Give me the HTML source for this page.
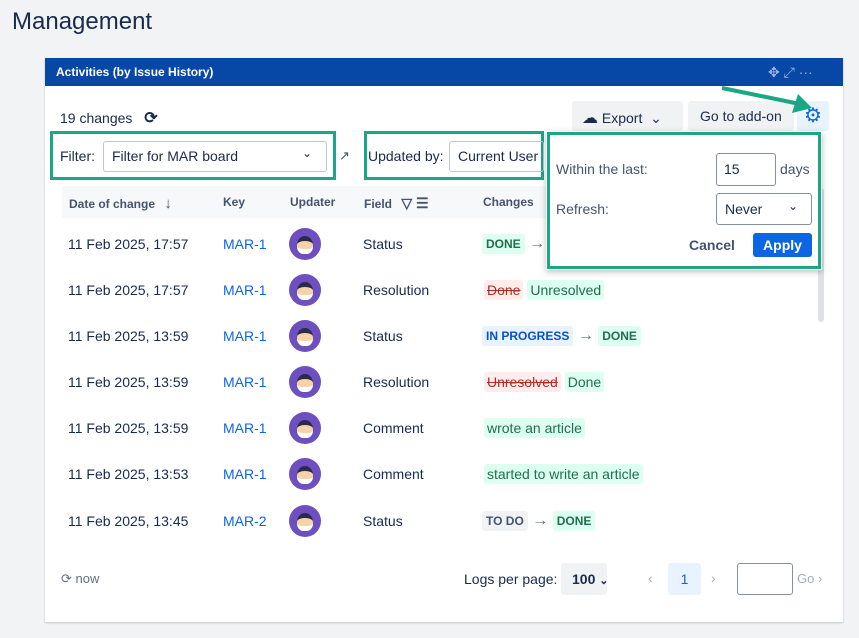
<!DOCTYPE html><html><head><meta charset="utf-8"><style>
*{margin:0;padding:0;box-sizing:border-box}
body{width:859px;height:638px;background:#f2f3f5;font-family:"Liberation Sans",sans-serif;position:relative;overflow:hidden;color:#172b4d}
.a{position:absolute}
.t{font-size:14px;color:#172b4d}
.lnk{color:#0c66e4;font-size:14px}
.lz{display:inline-block;padding:3px 4px;border-radius:3px;font-size:12px;font-weight:bold}
.av{width:32px;height:32px;border-radius:50%;background:#6e4fbf;overflow:hidden}
.btn{background:#f1f2f4;border-radius:3px}
.box{border:3px solid #1aa784}
.ch{font-size:14px}
.ch span{padding:2px 3px;border-radius:3px}
</style></head><body>
<div class="a" style="left:12px;top:8px;font-size:24px;color:#172b4d">Management</div>
<div class="a" style="left:45px;top:58px;width:798px;height:564px;background:#fff;box-shadow:0 1px 2px rgba(0,0,0,.2)"></div>
<div class="a" style="left:45px;top:58px;width:798px;height:28px;background:#0747a6"></div>
<div class="a" style="left:56px;top:65px;font-size:12px;font-weight:bold;color:#fff">Activities (by Issue History)</div>
<div class="a" style="left:768px;top:64px;color:#9fb4de;font-size:14px">✥ ⤢ ···</div>
<div class="a t" style="left:60px;top:108px">19 changes <span style="font-weight:bold;margin-left:8px;font-size:16px">⟳</span></div>
<div class="a btn" style="left:572px;top:101px;width:111px;height:30px"></div>
<div class="a t" style="left:582px;top:108px"><span style="font-size:16px">☁</span> Export &nbsp;⌄</div>
<div class="a btn" style="left:688px;top:101px;width:106px;height:30px"></div>
<div class="a t" style="left:700px;top:108px">Go to add-on</div>
<div class="a" style="left:797px;top:101px;width:32px;height:30px;background:#e9f2ff;border-radius:3px;color:#0c66e4;font-size:20px;text-align:center;line-height:30px">⚙</div>
<svg class="a" style="left:720px;top:80px" width="100" height="40"><line x1="2" y1="8" x2="80" y2="24" stroke="#1aa784" stroke-width="4"/><polygon points="92,28 72,33 78,14" fill="#1aa784"/></svg>
<div class="a box" style="left:50px;top:131px;width:286px;height:49px"></div>
<div class="a t" style="left:60px;top:148px">Filter:</div>
<div class="a" style="left:103px;top:141px;width:224px;height:31px;border:1px solid #c1c7d0;border-radius:3px"></div>
<div class="a t" style="left:112px;top:148px">Filter for MAR board</div>
<div class="a" style="left:302px;top:146px;font-size:12px">⌄</div>
<div class="a" style="left:339px;top:148px;font-size:13px;color:#44546f">↗</div>
<div class="a box" style="left:364px;top:131px;width:180px;height:49px"></div>
<div class="a t" style="left:368px;top:148px">Updated by:</div>
<div class="a" style="left:449px;top:141px;width:95px;height:31px;border:1px solid #c1c7d0;border-radius:3px"></div>
<div class="a t" style="left:458px;top:148px">Current User</div>
<div class="a" style="left:62px;top:186px;width:756px;height:32px;background:#f7f8f9"></div>
<div class="a" style="left:69px;top:195px;font-size:12px;font-weight:bold;color:#44546f">Date of change <span style="font-size:15px;margin-left:6px">↓</span></div>
<div class="a" style="left:223px;top:195px;font-size:12px;font-weight:bold;color:#44546f">Key</div>
<div class="a" style="left:290px;top:195px;font-size:12px;font-weight:bold;color:#44546f">Updater</div>
<div class="a" style="left:364px;top:195px;font-size:12px;font-weight:bold;color:#44546f">Field <span style="font-size:14px;margin-left:6px">▽ ☰</span></div>
<div class="a" style="left:483px;top:195px;font-size:12px;font-weight:bold;color:#44546f">Changes</div>
<div class="a" style="left:818px;top:188px;width:6px;height:134px;background:#dfe1e6;border-radius:3px"></div>

<div class="a t" style="left:68px;top:236px">11 Feb 2025, 17:57</div><div class="a lnk" style="left:223px;top:236px">MAR-1</div><div class="a t" style="left:363px;top:236px">Status</div>
<div class="a t" style="left:68px;top:282px">11 Feb 2025, 17:57</div><div class="a lnk" style="left:223px;top:282px">MAR-1</div><div class="a t" style="left:363px;top:282px">Resolution</div>
<div class="a t" style="left:68px;top:328px">11 Feb 2025, 13:59</div><div class="a lnk" style="left:223px;top:328px">MAR-1</div><div class="a t" style="left:363px;top:328px">Status</div>
<div class="a t" style="left:68px;top:374px">11 Feb 2025, 13:59</div><div class="a lnk" style="left:223px;top:374px">MAR-1</div><div class="a t" style="left:363px;top:374px">Resolution</div>
<div class="a t" style="left:68px;top:420px">11 Feb 2025, 13:59</div><div class="a lnk" style="left:223px;top:420px">MAR-1</div><div class="a t" style="left:363px;top:420px">Comment</div>
<div class="a t" style="left:68px;top:466px">11 Feb 2025, 13:53</div><div class="a lnk" style="left:223px;top:466px">MAR-1</div><div class="a t" style="left:363px;top:466px">Comment</div>
<div class="a t" style="left:68px;top:513px">11 Feb 2025, 13:45</div><div class="a lnk" style="left:223px;top:513px">MAR-2</div><div class="a t" style="left:363px;top:513px">Status</div>

<div class="a av" style="left:289px;top:228px"><div style="margin:8px auto 0;width:16px;height:18px;background:#f6d2a8;border-radius:50% 50% 40% 40%;border-top:5px solid #2c2a4a;border-bottom:5px solid #fff"></div></div>
<div class="a av" style="left:289px;top:274px"><div style="margin:8px auto 0;width:16px;height:18px;background:#f6d2a8;border-radius:50% 50% 40% 40%;border-top:5px solid #2c2a4a;border-bottom:5px solid #fff"></div></div>
<div class="a av" style="left:289px;top:320px"><div style="margin:8px auto 0;width:16px;height:18px;background:#f6d2a8;border-radius:50% 50% 40% 40%;border-top:5px solid #2c2a4a;border-bottom:5px solid #fff"></div></div>
<div class="a av" style="left:289px;top:366px"><div style="margin:8px auto 0;width:16px;height:18px;background:#f6d2a8;border-radius:50% 50% 40% 40%;border-top:5px solid #2c2a4a;border-bottom:5px solid #fff"></div></div>
<div class="a av" style="left:289px;top:412px"><div style="margin:8px auto 0;width:16px;height:18px;background:#f6d2a8;border-radius:50% 50% 40% 40%;border-top:5px solid #2c2a4a;border-bottom:5px solid #fff"></div></div>
<div class="a av" style="left:289px;top:458px"><div style="margin:8px auto 0;width:16px;height:18px;background:#f6d2a8;border-radius:50% 50% 40% 40%;border-top:5px solid #2c2a4a;border-bottom:5px solid #fff"></div></div>
<div class="a av" style="left:289px;top:505px"><div style="margin:8px auto 0;width:16px;height:18px;background:#f6d2a8;border-radius:50% 50% 40% 40%;border-top:5px solid #2c2a4a;border-bottom:5px solid #fff"></div></div>

<div class="a" style="left:482px;top:234px"><span class="lz" style="background:#dcfff1;color:#216e4e">DONE</span> <span style="color:#626f86">→</span></div>
<div class="a ch" style="left:484px;top:282px"><span style="background:#ffeceb;color:#ae2e24;text-decoration:line-through">Done</span> <span style="background:#dcfff1;color:#216e4e">Unresolved</span></div>
<div class="a" style="left:482px;top:326px"><span class="lz" style="background:#e9f2ff;color:#0055cc">IN PROGRESS</span> <span style="color:#626f86">→</span> <span class="lz" style="background:#dcfff1;color:#216e4e">DONE</span></div>
<div class="a ch" style="left:484px;top:374px"><span style="background:#ffeceb;color:#ae2e24;text-decoration:line-through">Unresolved</span> <span style="background:#dcfff1;color:#216e4e">Done</span></div>
<div class="a ch" style="left:484px;top:420px"><span style="background:#dcfff1;color:#216e4e">wrote an article</span></div>
<div class="a ch" style="left:484px;top:466px"><span style="background:#dcfff1;color:#216e4e">started to write an article</span></div>
<div class="a" style="left:482px;top:511px"><span class="lz" style="background:#f1f2f4;color:#44546f">TO DO</span> <span style="color:#626f86">→</span> <span class="lz" style="background:#dcfff1;color:#216e4e">DONE</span></div>

<div class="a" style="left:546px;top:131px;width:276px;height:139px;background:#fff;box-shadow:0 2px 6px rgba(0,0,0,.25)"></div>
<div class="a box" style="left:547px;top:132px;width:274px;height:137px"></div>
<div class="a t" style="left:556px;top:161px;color:#44546f">Within the last:</div>
<div class="a" style="left:716px;top:153px;width:60px;height:33px;border:1px solid #8590a2;border-radius:3px"></div>
<div class="a t" style="left:724px;top:161px">15</div>
<div class="a t" style="left:780px;top:161px;color:#44546f">days</div>
<div class="a t" style="left:556px;top:201px;color:#44546f">Refresh:</div>
<div class="a" style="left:716px;top:193px;width:96px;height:32px;border:1px solid #8590a2;border-radius:3px"></div>
<div class="a t" style="left:725px;top:201px">Never</div>
<div class="a" style="left:788px;top:199px;font-size:12px">⌄</div>
<div class="a t" style="left:689px;top:237px;font-weight:bold;color:#44546f">Cancel</div>
<div class="a" style="left:753px;top:233px;width:59px;height:24px;background:#0c66e4;border-radius:3px;color:#fff;font-weight:bold;font-size:14px;text-align:center;line-height:24px">Apply</div>

<div class="a" style="left:61px;top:571px;font-size:13px;color:#626f86">⟳ now</div>
<div class="a t" style="left:464px;top:571px">Logs per page:</div>
<div class="a btn" style="left:561px;top:563px;width:46px;height:32px"></div>
<div class="a t" style="left:572px;top:571px;font-weight:bold">100 <span style="font-size:11px">⌄</span></div>
<div class="a" style="left:648px;top:570px;color:#a5adba;font-size:14px">‹</div>
<div class="a" style="left:668px;top:563px;width:33px;height:32px;background:#e9f2ff;border-radius:3px;color:#0c66e4;font-size:14px;text-align:center;line-height:32px">1</div>
<div class="a" style="left:711px;top:570px;color:#a5adba;font-size:14px">›</div>
<div class="a" style="left:737px;top:563px;width:56px;height:32px;border:1px solid #8590a2;border-radius:3px"></div>
<div class="a" style="left:797px;top:571px;color:#a5adba;font-size:13px">Go ›</div>
</body></html>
* * * * * * *
- JOB -
List all lines in the material containing the string "page".

- REPLY -
Give me the HTML source for this page.
<div class="a t" style="left:464px;top:571px">Logs per page:</div>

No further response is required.